“Here are some not-so-fun facts, compiled by the Washington Post: Black Americans are two-and-a-half times as likely as white Americans to be shot and killed by police officers. We are twice as likely to be abused while in police custody. Juries give Black defendants sentences that are 20 percent longer than those given to white defendants convicted of the same crimes. We are imprisoned three times as long for the same drug crimes, even though we use drugs, weed included, less that white folks do. And when we get out of jail, a chance for decent employment – or, in some states, even the right to vote – doesn’t exist. We are being warehoused in prisons at such a rate that an entire generation has been scarred. In some neighborhoods, it’s just women and the elderly and children, with working-age Black men erased from the equation.
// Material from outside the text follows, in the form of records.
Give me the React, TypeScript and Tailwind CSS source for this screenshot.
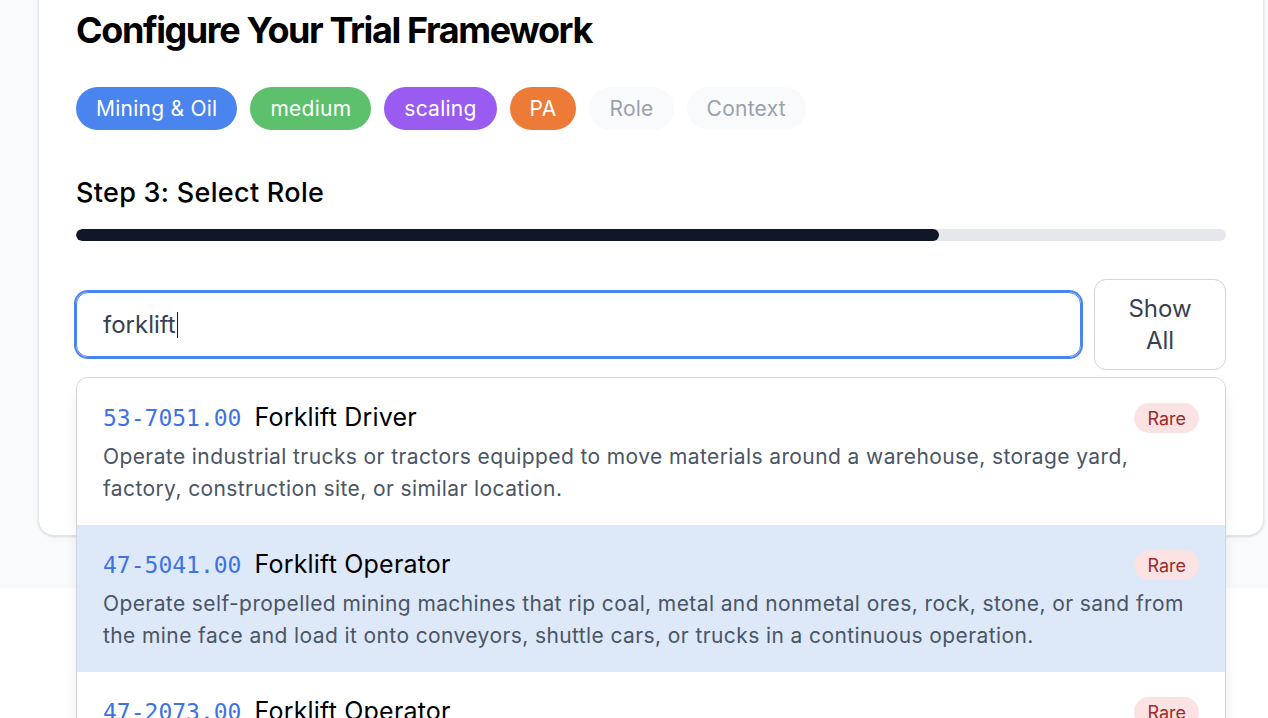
import React from "react";

const items = [
  {
    code: "53-7051.00",
    title: "Forklift Driver",
    lines: [
      "Operate industrial trucks or tractors equipped to move materials around a warehouse, storage yard,",
      "factory, construction site, or similar location.",
    ],
    active: false,
  },
  {
    code: "47-5041.00",
    title: "Forklift Operator",
    lines: [
      "Operate self-propelled mining machines that rip coal, metal and nonmetal ores, rock, stone, or sand from",
      "the mine face and load it onto conveyors, shuttle cars, or trucks in a continuous operation.",
    ],
    active: true,
  },
  {
    code: "47-2073.00",
    title: "Forklift Operator",
    lines: [
      "Operate one or several types of power construction equipment, such as motor graders, bulldozers,",
      "scrapers, compressors, pumps, derricks, shovels, tractors, or front-end loaders.",
    ],
    active: false,
  },
];

const pill = "flex h-[43px] items-center rounded-full px-[20px] text-[21px] tracking-[0.25px]";

export default function App() {
  return (
    <div className="flow-root min-h-screen bg-white" style={{ fontFamily: "Inter, 'Noto Sans', sans-serif" }}>
      <div className="flow-root h-[588px] bg-gray-50">
        <div className="relative -mt-[40px] ml-[38px] w-[1226px] rounded-2xl border border-gray-200 bg-white px-[37px] pt-[47px] pb-[165px] shadow-sm">
          <h1 className="h-[44px] text-[36px] font-bold leading-[44px] tracking-[-1.4px] text-black">
            Configure Your Trial Framework
          </h1>
          <div className="mt-[35px] flex gap-[13px]">
            <span className={`${pill} bg-[#4a84ee] text-white`}>Mining &amp; Oil</span>
            <span className={`${pill} bg-[#5cc06c] text-white`}>medium</span>
            <span className={`${pill} bg-[#9a5cf0] text-white`}>scaling</span>
            <span className={`${pill} bg-[#ec7b38] text-white`}>PA</span>
            <span className={`${pill} bg-gray-50 text-gray-400`}>Role</span>
            <span className={`${pill} bg-gray-50 text-gray-400`}>Context</span>
          </div>
          <h2 className="mt-[45px] text-[27px] font-medium leading-[36px] tracking-[0.3px] text-black">Step 3: Select Role</h2>
          <div className="mt-[18px] h-[12px] w-full overflow-hidden rounded-full bg-gray-200">
            <div className="h-full w-[75%] rounded-full bg-gray-900" />
          </div>
          <div className="relative mt-[38px] flex h-[91px] items-center gap-[13px]">
            <div className="flex h-[65px] flex-1 items-center rounded-xl border border-[#4a84ee] pl-[26px] text-[24px] text-gray-700 ring-2 ring-[#4a84ee]">
              <span>forklift</span>
              <span className="ml-[1px] inline-block h-[26px] w-[1.5px] bg-gray-900" />
            </div>
            <button className="flex h-[91px] w-[132px] flex-col items-center justify-center rounded-xl border border-gray-300 bg-white text-[24px] leading-8 text-gray-700">
              <span>Show</span>
              <span>All</span>
            </button>
            <div className="absolute left-0 right-0 top-[98px] z-10 overflow-hidden rounded-xl border border-gray-300 bg-white shadow-lg">
              {items.map((it, i) => (
                <div
                  key={i}
                  className={`px-[26px] pt-[22px] pb-[20px] ${it.active ? "bg-[#dde8f9]" : "bg-white"}`}
                >
                  <div className="flex h-[36px] items-center justify-between">
                    <div className="flex items-baseline gap-[13px]">
                      <span className="text-[23px] text-[#3d72e3]" style={{ fontFamily: "'DejaVu Sans Mono', monospace" }}>
                        {it.code}
                      </span>
                      <span className="text-[25px] tracking-[0.2px] text-black">{it.title}</span>
                    </div>
                    <span className="flex h-[30px] items-center rounded-full bg-[#fbe3e3] px-[13px] text-[18px] text-[#9b2a2a]">Rare</span>
                  </div>
                  <p className="mt-[5px] whitespace-nowrap text-[21px] leading-[32px] tracking-[0.4px] text-gray-600">
                    {it.lines[0]}
                    <br />
                    {it.lines[1]}
                  </p>
                </div>
              ))}
            </div>
          </div>
        </div>
      </div>
    </div>
  );
}
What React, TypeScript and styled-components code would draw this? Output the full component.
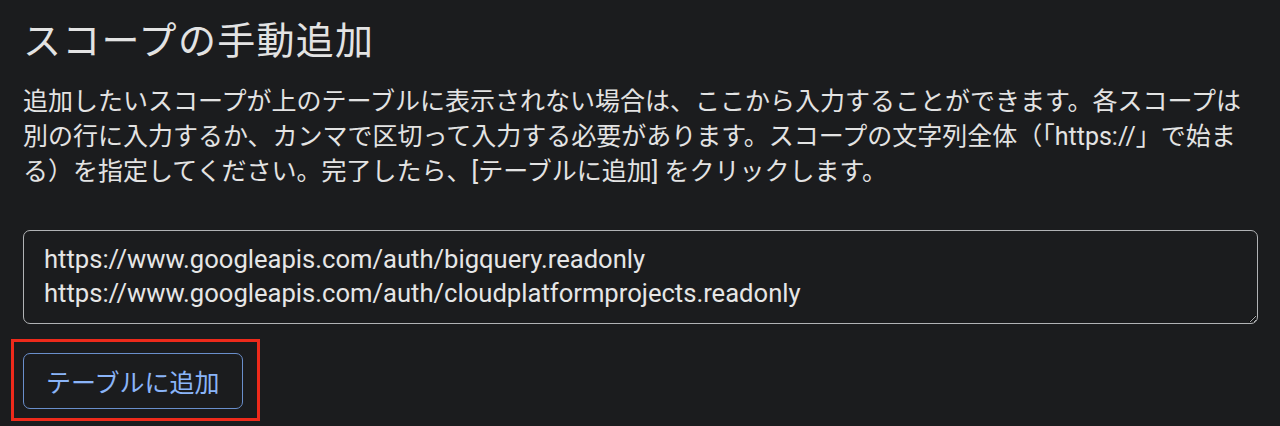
import React from "react";
import styled, { createGlobalStyle } from "styled-components";

const Global = createGlobalStyle`
  html, body {
    margin: 0;
    padding: 0;
    background: #1b1c1e;
  }
  body {
    font-family: Roboto, "Noto Sans CJK JP", sans-serif;
    color: #e3e3e3;
  }
`;

const Page = styled.div`
  width: 1280px;
  height: 426px;
  box-sizing: border-box;
  padding: 13px 22px 0 23px;
  background: #1b1c1e;
  overflow: hidden;
  display: flex;
  flex-direction: column;
`;

const Title = styled.h2`
  margin: 0;
  font-family: "Noto Sans CJK JP", sans-serif;
  font-weight: 400;
  font-size: 38px;
  line-height: 50px;
  color: #e3e3e3;
  letter-spacing: 1.3px;
`;

const Description = styled.p`
  margin: 21px 0 0;
  font-family: Roboto, "Noto Sans CJK JP", sans-serif;
  font-size: 25px;
  line-height: 35px;
  color: #e3e3e3;
  white-space: nowrap;
`;

const ScopeInput = styled.textarea`
  margin-top: 41px;
  width: 1235px;
  height: 94px;
  box-sizing: border-box;
  padding: 11px 20px 13px;
  background: transparent;
  color: #e6e6e6;
  border: 1px solid #b1b3b5;
  border-radius: 7px;
  font-family: Roboto, sans-serif;
  font-size: 25.6px;
  line-height: 34px;
  resize: vertical;
  outline: none;
  overflow: hidden;
  color-scheme: dark;
`;

const Highlight = styled.div`
  position: relative;
  margin-top: 29px;
  align-self: flex-start;
  &::after {
    content: "";
    position: absolute;
    left: -12px;
    top: -14px;
    right: -17px;
    bottom: -12px;
    border: 3.5px solid #ee2a1b;
    pointer-events: none;
  }
`;

const OutlineButton = styled.button`
  display: flex;
  align-items: center;
  justify-content: center;
  height: 56px;
  padding: 0 22px;
  box-sizing: border-box;
  background: transparent;
  border: 1px solid #6a8fcc;
  border-radius: 7px;
  color: #8ab4f8;
  font-family: "Noto Sans CJK JP", sans-serif;
  font-size: 25px;
  cursor: pointer;
`;

const scopes =
  "https://www.googleapis.com/auth/bigquery.readonly\nhttps://www.googleapis.com/auth/cloudplatformprojects.readonly";

export default function App() {
  return (
    <Page>
      <Global />
      <Title>スコープの手動追加</Title>
      <Description>
        追加したいスコープが上のテーブルに表示されない場合は、ここから入力することができます。各スコープは
        <br />
        別の行に入力するか、カンマで区切って入力する必要があります。スコープの文字列全体（「https://」で始ま
        <br />
        る）を指定してください。完了したら、[テーブルに追加] をクリックします。
      </Description>
      <ScopeInput defaultValue={scopes} spellCheck={false} />
      <Highlight>
        <OutlineButton>テーブルに追加</OutlineButton>
      </Highlight>
    </Page>
  );
}
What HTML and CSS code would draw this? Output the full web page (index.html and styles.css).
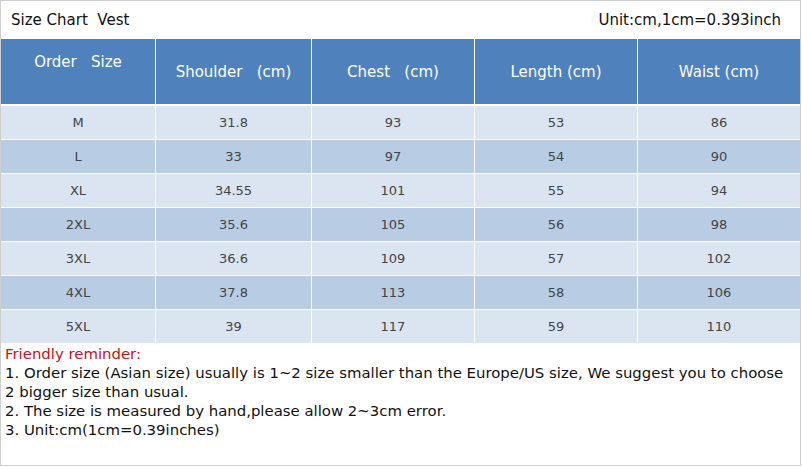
FILE: index.html
```html
<!DOCTYPE html>
<html>
<head>
<meta charset="utf-8">
<link rel="stylesheet" href="styles.css">
</head>
<body>
<div class="sheet">
  <div class="title-bar">
    <span class="title">Size Chart&nbsp; Vest</span>
    <span class="unit">Unit:cm,1cm=0.393inch</span>
  </div>
  <div class="chart">
    <div class="hcell hcell-first">Order&nbsp;&nbsp; Size</div>
    <div class="hcell">Shoulder&nbsp;&nbsp; (cm)</div>
    <div class="hcell">Chest&nbsp;&nbsp; (cm)</div>
    <div class="hcell">Length (cm)</div>
    <div class="hcell">Waist (cm)</div>
    <div class="gap-row"></div>

    <div class="cell light">M</div><div class="cell light">31.8</div><div class="cell light">93</div><div class="cell light">53</div><div class="cell light">86</div>
    <div class="cell dark">L</div><div class="cell dark">33</div><div class="cell dark">97</div><div class="cell dark">54</div><div class="cell dark">90</div>
    <div class="cell light">XL</div><div class="cell light">34.55</div><div class="cell light">101</div><div class="cell light">55</div><div class="cell light">94</div>
    <div class="cell dark">2XL</div><div class="cell dark">35.6</div><div class="cell dark">105</div><div class="cell dark">56</div><div class="cell dark">98</div>
    <div class="cell light">3XL</div><div class="cell light">36.6</div><div class="cell light">109</div><div class="cell light">57</div><div class="cell light">102</div>
    <div class="cell dark">4XL</div><div class="cell dark">37.8</div><div class="cell dark">113</div><div class="cell dark">58</div><div class="cell dark">106</div>
    <div class="cell light">5XL</div><div class="cell light">39</div><div class="cell light">117</div><div class="cell light">59</div><div class="cell light">110</div>
  </div>
  <div class="notes">
    <div class="notes-head">Friendly reminder:</div>
    <div>1. Order size (Asian size) usually is 1~2 size smaller than the Europe/US size, We suggest you to choose</div>
    <div>2 bigger size than usual.</div>
    <div>2. The size is measured by hand,please allow 2~3cm error.</div>
    <div>3. Unit:cm(1cm=0.39inches)</div>
  </div>
</div>
</body>
</html>
```

FILE: styles.css
```css
html, body {
  margin: 0;
  padding: 0;
  background: #ffffff;
}
body {
  width: 802px;
  height: 469px;
  overflow: hidden;
  font-family: "DejaVu Sans", Verdana, sans-serif;
}
.sheet {
  width: 799px;
  height: 464px;
  border: 1px solid #cfcfcf;
  display: flex;
  flex-direction: column;
}
.title-bar {
  height: 38px;
  display: flex;
  align-items: center;
  justify-content: space-between;
  padding: 0 19px 0 10px;
  font-size: 15px;
  color: #111;
}
.chart {
  display: grid;
  grid-template-columns: 154px 155px 162px 162px 162px;
  grid-template-rows: 65px 0px repeat(7, 33px);
  column-gap: 1px;
  row-gap: 1px;
  background: #ffffff;
}
.hcell {
  background: #4f81bd;
  color: #ffffff;
  font-size: 15px;
  display: flex;
  align-items: center;
  justify-content: center;
}
.hcell-first {
  align-items: flex-start;
  padding-top: 14px;
}
.gap-row {
  grid-column: 1 / -1;
  background: #ffffff;
}
.cell {
  display: flex;
  align-items: center;
  justify-content: center;
  font-size: 13px;
  color: #444;
  padding-bottom: 1px;
}
.light { background: #dbe5f1; }
.dark { background: #b8cce4; }
.notes {
  flex: 1;
  padding: 2px 0 0 4px;
  font-size: 14.9px;
  line-height: 19px;
  color: #111;
}
.notes-head {
  color: #c8101e;
}
```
“This is the ‘New Jim Crow,’ and it starts so young it will put tears in your eyes. It begins with the school-to-prison pipeline. Here are some more less-than-fun facts, according to the US Department of Education Office for Civil Rights: 40 percent of all suspended students are Black; 70 percent of in-school arrests happen to Black students; and before you say, ‘They must have done something to deserve it,’ consider that Black preschoolers – we are talking about four-year-olds -make up 18 percent of preschoolers yet are almost half of those suspended. (What do you have to do to get suspended from preschool?)
“To put it plainly, we have no power because we have no wealth. In greater Boston, as of 2015, the average household wealth (assets, not income) was $247,500 for whites; $8 for Blacks. That’s not a misprint: eight dollars. If that doesn’t make you ‘uncomfortable,’ if that doesn’t make you feel like we need to figure out what our world is doing wrong, you might need to check your pulse.”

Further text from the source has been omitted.